HACER LA GUERRA CON UN PALITO
El póster de Belfast sintetiza bastante bien los objetivos de Kenneth Branagh en esta, su película con dejos autobiográficos: un pibe, Buddy (el simpático Jude Hill), armado con una espada de madera y cubriéndose con un tacho de la basura como escudo. Belfast es una película ambientada en los años 60’s, en una Irlanda convulsionada por los conflictos entre protestantes y católicos, y posa su punto de vista en los ojos de un niño, que mira todo sin comprender y que se evade a través del cine, la televisión y los cómics mientras su familia se desmorona un poco por el contexto político y otro tanto por asuntos más personales (aunque cuándo el contexto político no infirió en la vida de las personas). Y Branagh no es hipócrita (no lo será en el ejemplar final, por ejemplo): no pretende una mirada totalizadora sobre los problemas del mundo, no asume que su película es la verdad definitiva, ni que tiene algo importante para decir al respecto. Lo que ofrece es una mirada infantil, nos invita a la guerra con un palito de madera. Es, claro que sí, preferir la ficción a la verdad, sin convertirse en el abyecto de Benigni de La vida es bella en el camino.
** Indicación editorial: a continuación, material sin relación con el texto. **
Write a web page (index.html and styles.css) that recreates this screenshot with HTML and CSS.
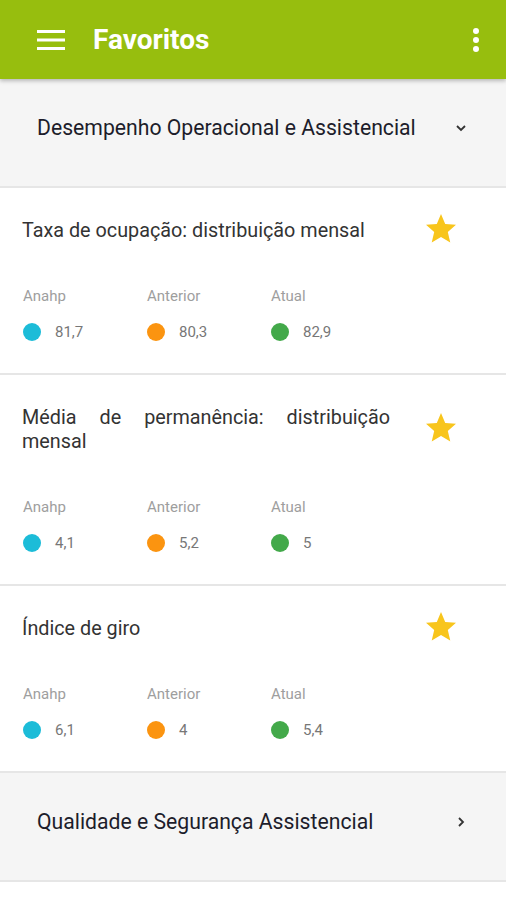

Belfast abre de la peor manera, una serie de postales de la ciudad irlandesa que parecen más un muestrario turístico que otra cosa. Pero tras algún paredón se desatará la guerra y Branagh señalará que ese pacífico pintoresquismo del presente, en cierta manera, esconde los rastros de un pasado de sangre y lucha. En ese movimiento hacia el pasado descubrimos a Buddy y su familia, un grupo humano tironeado entre las exigencias políticas de un contexto que pide ubicarse en algún lado y otro tanto por la necesidad de subsistir. Branagh narra todo esto de forma un poco fragmentaria, a la manera de recuerdos del pasado que surgen como viñetas. Lejos del registro realista a lo Jim Sheridan o Neil Jordan, hay aquí algo más evocativo que político; o si no político, al menos activista. A Branagh no lo mueve sacar conclusiones ni definir posturas porque, básicamente, lo que registra es precisamente el dilema de un grupo de personajes que deciden quedarse al margen o no participar activamente. Podemos discutir esa posición de los personajes, pero no podemos discutir la decisión del director de registrar eso. Si Belfast es un relato con elementos autobiográficos (el pequeño Buddy lee un cómic de Thor, el personaje que Branagh llevó a la gran pantalla), cómo juzgar la experiencia personal. Habrá quien acuse al director de poco comprometido; sin embargo yo veo un gesto de total honestidad. Lo que deberíamos preguntarnos es: ¿quiere Branagh hacer una película política?
En todo caso podemos aceptar que esa posición de los protagonistas, no del todo reflexionada o puesta en crisis por la película, condiciona al relato llevándolo por un terreno de levedad y simplificación que vuelve lo político bastante vulgar. Justamente el mismo espíritu que impera en esas secuencias de protestas callejeras o movilizaciones registradas con un tono demasiado lavado. En ese sentido Belfast no deja de ser una película de Branagh, alguien capaz de alternar entre momentos sublimes y otros fallidos dentro de una misma película, de una secuencia a otra. Pero también alguien con una idea muy concreta sobre cómo contar lo que quiere contar, como lo demuestra en sus adaptaciones de Agatha Christie o en sus acercamientos a la obra de William Shakespeare. Lo que sí nunca nos va ofrecer Branagh es una mirada superada, ni nos va a enrostrar erudición para ponerse en un pedestal. Seguramente esa idea de un cine popular y accesible le juegue en contra en una película que, tal vez, reclame otras espesuras. Sin embargo se agradece esa honestidad que destila hacia el final, cuando deja en claro que estuvieron los que se fueron pero también los que se quedaron. Y que esa ecuación, en cualquiera de los sentidos, significa una pérdida. Ahí no hay inocencia ni hipocresía, sino un dolor expresado con enorme pudor.